That’s when divine reality became visible. Suddenly, an inner eye opened. I “saw” that the stars and I are intimately connected in a larger Oneness. I experienced a divine Light flowing through all things, including me and those far-away lights. They were in me, and I was in them. I felt this Light flowing up my legs and through my heart and arms, out my fingertips into the world. I became aware of an invisible Power great enough to heal any problem on Earth. I discovered my true existence in this vast, radiant wholeness. It was more cosmic than any notion of God I had been given in my religious upbringing, and more powerful. The experience altered my awareness and re-oriented my life forever. It was years, however, before I was able to use the word God for the awesome, all-pervading Mystery I had glimpsed.

That moment of revelation was a call upon my life, a call to learn to become a pure channel for the divine Power that is ready—if we will open to it—to heal the human world and our planet. Other “openings” followed, along with the unfolding of new kinds of perception and inner abilities. I sought out a teacher who taught methods to invite the Light to show me the hidden habits and beliefs that work contrary to the power of God, and that gradually dissolves those inner barriers. I learned a variety of spiritual practices, ways to participate in the Spirit-led inner unfolding that over time has helped me increasingly trust divine reality. Eventually I experienced a call to help others open to that same transforming spiritual power.

Thirty-five years after that dark, starry night in Amherst, it is still a challenge to see the underlying wholeness of reality in a steady way. Regular spiritual practices have been essential in the process of re-orienting to the truth. I have been fortunate to have found a community—Quakers—that has supported me in following direct divine guidance. I have had the benefit of collective Quaker practices for opening to spiritual reality, for discerning God’s leadings, and for living a faithful life. I have witnessed how we can help each other strip away layers of conditioning and allow our true selves to emerge, help each other gradually become who we really are and what we were created to be. I have witnessed healings and transformations of many kinds, and I have seen the power of the Spirit move through a group, creating heart-felt unity where there has been deep division. I have seen people empowered to take up courageous and prophetic tasks, and have been part of communities energized to engage in the movement of the Spirit.

In 2018 my nation stubbornly continues its non-sustainable extraction and use of resources. We continue to disrupt our environment and put at risk the lives of all future generations. Scientists have been explaining for decades that if we would not curb our carbon emissions, climate change would develop slowly, then suddenly accelerate in catastrophic ways. Collectively, however, we have looked the other way, distracting ourselves and refusing to soberly commit to a sustainable and healing way forward. Likewise, we are struggling to acknowledge a multitude of other serious challenges.

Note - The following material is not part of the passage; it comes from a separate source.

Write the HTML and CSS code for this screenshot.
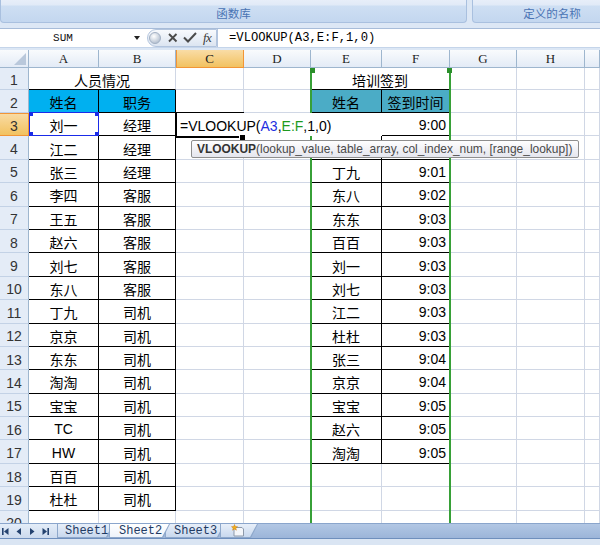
FILE: index.html
```html
<!DOCTYPE html>
<html>
<head>
<meta charset="utf-8">
<link rel="stylesheet" href="styles.css">
</head>
<body>
<div class="app">
  <div class="ribbon">
    <div class="group g1"><span>函数库</span></div>
    <div class="group g2"><span>定义的名称</span></div>
  </div>
  <div class="fbar">
    <div class="namebox"><span class="nm">SUM</span><i class="dd"></i></div>
    <div class="pill">
      <svg class="pico" width="52" height="18" viewBox="0 0 52 18">
        <defs><radialGradient id="gb" cx="40%" cy="35%" r="70%"><stop offset="0" stop-color="#ffffff"/><stop offset="1" stop-color="#aebbcc"/></radialGradient></defs>
        <circle cx="7" cy="9" r="5.5" fill="url(#gb)" stroke="#a3b1c4" stroke-width="1"/>
        <path d="M21 5 L28.5 12.5 M28.5 5 L21 12.5" stroke="#4b4b4b" stroke-width="1.9" fill="none"/>
        <path d="M36 8.5 L40 12.5 L48 4" stroke="#4b4b4b" stroke-width="2" fill="none"/>
      </svg>
      <span class="fx">fx</span>
    </div>
    <div class="finput">=VLOOKUP(A3,E:F,1,0)</div>
  </div>

  <div class="sheet">
    <div class="ch corner"><i class="tri"></i></div>
    <div class="ch">A</div><div class="ch">B</div><div class="ch sel">C</div><div class="ch">D</div><div class="ch">E</div><div class="ch">F</div><div class="ch">G</div><div class="ch">H</div><div class="ch"></div>

    <div class="rh">1</div><div class="c sp2 bb">人员情况</div><div class="c"></div><div class="c"></div><div class="c sp2 bb">培训签到</div><div class="c"></div><div class="c"></div><div class="c"></div>

    <div class="rh">2</div><div class="c t h1">姓名</div><div class="c t h1">职务</div><div class="c"></div><div class="c"></div><div class="c t h2">姓名</div><div class="c t h2">签到时间</div><div class="c"></div><div class="c"></div><div class="c"></div>

    <div class="rh sel">3</div><div class="c t">刘一</div><div class="c t">经理</div><div class="c"></div><div class="c"></div><div class="c t"></div><div class="c t r">9:00</div><div class="c"></div><div class="c"></div><div class="c"></div>

    <div class="rh">4</div><div class="c t">江二</div><div class="c t">经理</div><div class="c"></div><div class="c"></div><div class="c t"></div><div class="c t r"></div><div class="c"></div><div class="c"></div><div class="c"></div>

    <div class="rh">5</div><div class="c t">张三</div><div class="c t">经理</div><div class="c"></div><div class="c"></div><div class="c t">丁九</div><div class="c t r">9:01</div><div class="c"></div><div class="c"></div><div class="c"></div>

    <div class="rh">6</div><div class="c t">李四</div><div class="c t">客服</div><div class="c"></div><div class="c"></div><div class="c t">东八</div><div class="c t r">9:02</div><div class="c"></div><div class="c"></div><div class="c"></div>

    <div class="rh">7</div><div class="c t">王五</div><div class="c t">客服</div><div class="c"></div><div class="c"></div><div class="c t">东东</div><div class="c t r">9:03</div><div class="c"></div><div class="c"></div><div class="c"></div>

    <div class="rh">8</div><div class="c t">赵六</div><div class="c t">客服</div><div class="c"></div><div class="c"></div><div class="c t">百百</div><div class="c t r">9:03</div><div class="c"></div><div class="c"></div><div class="c"></div>

    <div class="rh">9</div><div class="c t">刘七</div><div class="c t">客服</div><div class="c"></div><div class="c"></div><div class="c t">刘一</div><div class="c t r">9:03</div><div class="c"></div><div class="c"></div><div class="c"></div>

    <div class="rh">10</div><div class="c t">东八</div><div class="c t">客服</div><div class="c"></div><div class="c"></div><div class="c t">刘七</div><div class="c t r">9:03</div><div class="c"></div><div class="c"></div><div class="c"></div>

    <div class="rh">11</div><div class="c t">丁九</div><div class="c t">司机</div><div class="c"></div><div class="c"></div><div class="c t">江二</div><div class="c t r">9:03</div><div class="c"></div><div class="c"></div><div class="c"></div>

    <div class="rh">12</div><div class="c t">京京</div><div class="c t">司机</div><div class="c"></div><div class="c"></div><div class="c t">杜杜</div><div class="c t r">9:03</div><div class="c"></div><div class="c"></div><div class="c"></div>

    <div class="rh">13</div><div class="c t">东东</div><div class="c t">司机</div><div class="c"></div><div class="c"></div><div class="c t">张三</div><div class="c t r">9:04</div><div class="c"></div><div class="c"></div><div class="c"></div>

    <div class="rh">14</div><div class="c t">淘淘</div><div class="c t">司机</div><div class="c"></div><div class="c"></div><div class="c t">京京</div><div class="c t r">9:04</div><div class="c"></div><div class="c"></div><div class="c"></div>

    <div class="rh">15</div><div class="c t">宝宝</div><div class="c t">司机</div><div class="c"></div><div class="c"></div><div class="c t">宝宝</div><div class="c t r">9:05</div><div class="c"></div><div class="c"></div><div class="c"></div>

    <div class="rh">16</div><div class="c t">TC</div><div class="c t">司机</div><div class="c"></div><div class="c"></div><div class="c t">赵六</div><div class="c t r">9:05</div><div class="c"></div><div class="c"></div><div class="c"></div>

    <div class="rh">17</div><div class="c t">HW</div><div class="c t">司机</div><div class="c"></div><div class="c"></div><div class="c t">淘淘</div><div class="c t r">9:05</div><div class="c"></div><div class="c"></div><div class="c"></div>

    <div class="rh">18</div><div class="c t">百百</div><div class="c t">司机</div><div class="c"></div><div class="c"></div><div class="c"></div><div class="c"></div><div class="c"></div><div class="c"></div><div class="c"></div>

    <div class="rh">19</div><div class="c t">杜杜</div><div class="c t">司机</div><div class="c"></div><div class="c"></div><div class="c"></div><div class="c"></div><div class="c"></div><div class="c"></div><div class="c"></div>

    <div class="rh">20</div><div class="c"></div><div class="c"></div><div class="c"></div><div class="c"></div><div class="c"></div><div class="c"></div><div class="c"></div><div class="c"></div><div class="c"></div>

    <div class="rng"><i class="sq l"></i><i class="sq r"></i></div>
    <div class="edit">=VLOOKUP(<span class="rb">A3</span>,<span class="rg">E:F</span>,1,0)</div>
    <div class="act"><i class="fh"></i></div>
    <div class="sela"><i class="k tl"></i><i class="k tr"></i><i class="k bl"></i><i class="k br"></i></div>
    <div class="tip"><b>VLOOKUP</b>(lookup_value, table_array, col_index_num, [range_lookup])</div>
  </div>

  <div class="tabs">
    <div class="nav">
      <svg width="56" height="15" viewBox="0 0 56 15">
        <g fill="#24426f">
          <rect x="2" y="4" width="1.6" height="7"/>
          <path d="M4 7.5 L8.5 4 L8.5 11 Z"/>
          <path d="M16.5 7.5 L21 4 L21 11 Z"/>
          <path d="M34.5 7.5 L30 4 L30 11 Z"/>
          <path d="M47 7.5 L42.5 4 L42.5 11 Z"/>
          <rect x="47.4" y="4" width="1.6" height="7"/>
        </g>
      </svg>
    </div>
    <div class="tab t1"><div class="tin">Sheet1</div></div>
    <div class="tab t2 act2"><div class="tin">Sheet2</div></div>
    <div class="tab t3"><div class="tin">Sheet3</div></div>
    <div class="tab t4"><div class="tin">
      <svg width="16" height="13" viewBox="0 0 16 13">
        <path d="M4 3.5 H12 L13.5 5 V12 H4 Z" fill="#f4f6fa" stroke="#8d99aa" stroke-width="1"/>
        <path d="M4.5 0.5 L5.3 2.6 L7.5 2.7 L5.8 4 L6.4 6.2 L4.5 5 L2.6 6.2 L3.2 4 L1.5 2.7 L3.7 2.6 Z" fill="#f2b21c" stroke="#d07d10" stroke-width="0.5"/>
      </svg>
    </div></div>
    <div class="tabrest"></div>
  </div>
  <div class="status"></div>
</div>
</body>
</html>
```

FILE: styles.css
```css
* { box-sizing: border-box; margin: 0; padding: 0; }
html, body { width: 600px; height: 545px; overflow: hidden; }
body {
  background: #dce7f5;
  font-family: "Liberation Sans", "Noto Sans CJK SC", sans-serif;
}
.app {
  width: 600px;
  height: 545px;
  display: flex;
  flex-direction: column;
  overflow: hidden;
}

/* ribbon */
.ribbon {
  height: 23px;
  flex: none;
  display: flex;
  overflow: hidden;
}
.group {
  height: 23px;
  flex: none;
  display: flex;
  align-items: flex-end;
  justify-content: center;
  padding-bottom: 1px;
  background: linear-gradient(#e7eef9 0, #e1eaf7 5px, #cedff3 6px, #c3d7ef 100%);
  border: 1px solid #a9c0df;
  border-top: none;
  border-radius: 0 0 4px 4px;
  font: 11.5px "Noto Sans CJK SC", sans-serif;
  color: #4a74b4;
}
.g1 { width: 467px; }
.g2 { width: 160px; margin-left: 5px; }

/* formula bar */
.fbar {
  height: 20px;
  margin-top: 5px;
  flex: none;
  display: flex;
  background: #fff;
  border-top: 1px solid #a7bcd9;
  border-bottom: 1px solid #c5d5ea;
}
.namebox {
  width: 147px;
  display: flex;
  align-items: center;
}
.nm {
  width: 126px;
  text-align: center;
  font: 11px "Liberation Mono", monospace;
  color: #111;
}
.dd {
  margin-left: 8px;
  width: 0;
  height: 0;
  border-left: 3.5px solid transparent;
  border-right: 3.5px solid transparent;
  border-top: 4px solid #222;
}
.pill {
  width: 70px;
  height: 18px;
  display: flex;
  align-items: center;
  background: linear-gradient(#f8fafd, #dce5f1);
  border: 1px solid #b3c5de;
  border-radius: 9px 0 0 9px;
}
.pico { flex: none; }
.fx {
  margin-left: 3px;
  font: italic 13px "Liberation Serif", serif;
  color: #3a3a3a;
  letter-spacing: -0.5px;
}
.finput {
  flex: 1;
  border-left: 1px solid #b3c5de;
  padding-left: 11px;
  font: 12.2px/18px "Liberation Mono", monospace;
  color: #000;
}

/* sheet */
.sheet {
  position: relative;
  flex: none;
  height: 473px;
  margin-top: 2px;
  display: grid;
  grid-template-columns: 29px 70px 77px 68px 67px 71px 68px 67px 68px 15px;
  grid-template-rows: 18px 22px 23px repeat(18, 23.4px);
  overflow: hidden;
  background: #fff;
}
.ch {
  background: linear-gradient(#f9fbfd, #e3ebf6);
  border-right: 1px solid #9eb6ce;
  border-bottom: 1px solid #9eb6ce;
  display: flex;
  align-items: center;
  justify-content: center;
  font: 13px "Liberation Serif", serif;
  color: #222;
}
.ch.sel {
  background: linear-gradient(#f9dca6, #f2c260);
  border-color: #f29536;
  box-shadow: inset 1px 0 0 #f29536;
}
.corner {
  align-items: flex-end;
  justify-content: flex-end;
}
.tri {
  margin: 0 2px 2px 0;
  width: 0;
  height: 0;
  border-left: 12px solid transparent;
  border-bottom: 12px solid #b9c8db;
}
.rh {
  background: #e4ecf7;
  border-right: 1px solid #9eb6ce;
  border-bottom: 1px solid #c3d2e6;
  display: flex;
  align-items: center;
  justify-content: center;
  padding-top: 3px;
  font-size: 14px;
  color: #333;
}
.rh.sel {
  background: linear-gradient(#f9dca6, #f2c260);
  border-color: #f29536;
  box-shadow: inset 0 1px 0 #f29536;
}
.c {
  border-right: 1px solid #d0d7e5;
  border-bottom: 1px solid #d0d7e5;
  display: flex;
  align-items: center;
  justify-content: center;
  padding-top: 2px;
  font-size: 14px;
  color: #000;
  white-space: nowrap;
  overflow: hidden;
}
.t { border-right-color: #000; border-bottom-color: #000; }
.bb { border-bottom-color: #000; }
.h1 { background: #00b0f0; }
.h2 { background: #4bacc6; }
.r { justify-content: flex-end; padding-right: 3px; }
.sp2 { grid-column: span 2; }

/* overlays */
.rng {
  position: absolute;
  left: 310px;
  top: 18px;
  bottom: 0;
  width: 141px;
  border-left: 2px solid #37a037;
  border-right: 2px solid #37a037;
}
.rng .sq {
  position: absolute;
  top: 0;
  width: 5px;
  height: 5px;
  background: #2b8f2b;
}
.rng .l { left: -2px; }
.rng .r { right: -3px; }
.edit {
  position: absolute;
  left: 177px;
  top: 63px;
  width: 205px;
  height: 23px;
  background: #fff;
  display: flex;
  align-items: center;
  padding: 2px 0 0 3px;
  font-size: 14px;
  color: #000;
  white-space: nowrap;
}
.rb { color: #1f2fe0; }
.rg { color: #1e9a1e; }
.act {
  position: absolute;
  left: 175px;
  top: 62px;
  width: 69px;
  height: 26px;
  border-top: 1px solid #000;
  border-left: 2px solid #000;
  border-bottom: 2px solid #000;
}
.fh {
  position: absolute;
  right: -1px;
  bottom: -4px;
  width: 5px;
  height: 5px;
  background: #000;
  outline: 1px solid #fff;
}
.sela {
  position: absolute;
  left: 29px;
  top: 62px;
  width: 70px;
  height: 24px;
  border: 1px solid #1a2be8;
}
.sela .k {
  position: absolute;
  width: 4px;
  height: 4px;
  background: #1a2be8;
}
.sela .tl { left: -1px; top: -1px; }
.sela .tr { right: -1px; top: -1px; }
.sela .bl { left: -1px; bottom: -1px; }
.sela .br { right: -1px; bottom: -1px; }
.tip {
  position: absolute;
  left: 191px;
  top: 90px;
  width: 388px;
  height: 18px;
  border: 1px solid #8e8e8e;
  border-radius: 2px;
  background: linear-gradient(#fefefe, #e5e6ee);
  display: flex;
  align-items: center;
  padding-left: 5px;
  font-size: 11.95px;
  color: #4a4a4a;
  white-space: nowrap;
}
.tip b { color: #333; }

/* sheet tabs */
.tabs {
  height: 16px;
  flex: none;
  display: flex;
  background: linear-gradient(#b2c7e4, #9cb5d9);
  border-top: 1px solid #8aa5cc;
  border-bottom: 1px solid #6f8fbd;
}
.nav {
  width: 57px;
  flex: none;
  display: flex;
  align-items: center;
  background: linear-gradient(#e4edf8, #ccdaee);
}
.tab {
  flex: none;
  height: 14px;
  padding: 0 1px 1px 1px;
  background: #8ea8cb;
  clip-path: polygon(0 0, 100% 0, calc(100% - 7px) 100%, 0 100%);
}
.tin {
  height: 13px;
  display: flex;
  align-items: center;
  background: linear-gradient(#e8eff9, #c8d8ee);
  clip-path: polygon(0 0, 100% 0, calc(100% - 7px) 100%, 0 100%);
  font: 12px "Liberation Mono", monospace;
  color: #1f3a63;
  white-space: nowrap;
}
.t1 { width: 57px; }
.t1 .tin { padding-left: 7px; }
.t2 { width: 61px; margin-left: -5px; position: relative; z-index: 1; }
.t2 .tin { padding-left: 9px; background: linear-gradient(#ffffff, #eef3fa); }
.t3 { width: 60px; margin-left: -5px; }
.t3 .tin { padding-left: 8px; }
.t4 { width: 38px; margin-left: -5px; }
.t4 .tin { padding-left: 9px; }
.tabrest { flex: 1; }
.status {
  flex: 1;
  background: #dae5f3;
}
```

We are called to courageously address the physical, social, economic, and political dimensions of our problems, and to learn to live in sustainable ways. We are also called to address these challenges on the deepest level of causality. Our problems are inter-related and fundamentally grow out of an unwillingness or inability to open our inner senses and place our trust in the divine reality which gives life to everything and which connects us all. We are called to look into the darkness and to see the Light that shines in everything. We need to walk with our feet in both visible and invisible realities. When we do, then the divine Light will be able to move through us and heal even the greatest problems on earth.

The Light That Shines in the Darkness: Have you glimpsed the sacred wholeness that gives life to all worlds? What spiritual practices help you open to divine Reality?

© 2018 Marcelle Martin

Marcelle will be facilitating an April 15-19, 2018 short course at Pendle Hill entitled Nurturing Faithfulness. Participants in this course will learn the Faithfulness Group process and explore spiritual practices to support themselves and others in noticing the movements of the Spirit and responding with an open heart.

Our Life is Love: the Quaker Spiritual Journey, by Marcelle Martin, is available from Inner Light Books in hardback, paperback, and ebook. An excerpt and a study guide are also available on that website. Reviewed by Friends Journal, the book was designed to be a resource for both individuals and groups to explore their own experiences of ten elements of the Quaker spiritual journey of faithfulness.

About friendmarcelle

A Quaker writer, teacher, workshop leader, and spiritual director, I've traveled widely to facilitate workshops and retreats about the spiritual journey. I'm the author of Our Life is Love: The Quaker Spiritual Journey, and A Guide to Faithfulness Groups.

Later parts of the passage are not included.